# What about the Monday Night Varsity Game??



## woodpecker (Mar 2, 2005)

I've seen a lot chatter about the JV Game, but not much about the second Monday Game! You know the Varsity one!! I was'nt able to watch or listen so can anyone fill me in?
:beer:


----------



## KEN W (Feb 22, 2002)

There was a second game???? :huh:

I figured there was only a PRIMETIME game. 8)

Who won?????


----------



## woodpecker (Mar 2, 2005)

KEN W said:


> I figured there was only a PRIMETIME game. 8)

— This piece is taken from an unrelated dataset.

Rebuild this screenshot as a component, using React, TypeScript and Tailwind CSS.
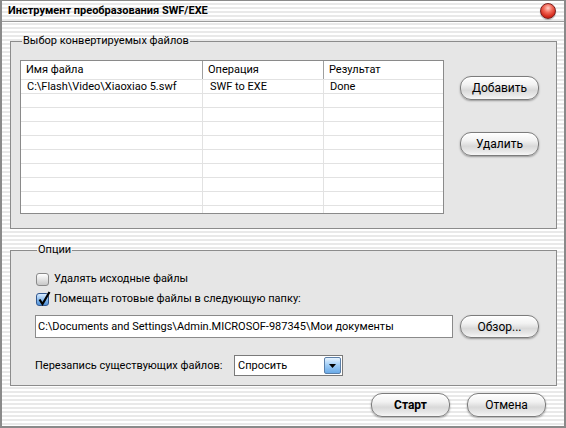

There was!! Too bad you old farts could'nt stay up late enough to watch it!! :beer: oke: :beer:


----------



## KEN W (Feb 22, 2002)

woodpecker said:


> KEN W said:
> 
> 
> > I figured there was only a PRIMETIME game. 8)
> ...


You're right about that.....especially when I could give a rat's ......who won it.  

So who won?????


----------



## djleye (Nov 14, 2002)

woodpecker said:


> KEN W said:
> 
> 
> > I figured there was only a PRIMETIME game. 8)
> ...


Hey Pecker, how come whenever I say your name, I forget the wood part??? :lol: :lol: :lol: :wink:


----------



## woodpecker (Mar 2, 2005)

KEN W said:


> So who won?????


The AFC West leading Denver Broncos!! :bop: :lol:


----------



## djleye (Nov 14, 2002)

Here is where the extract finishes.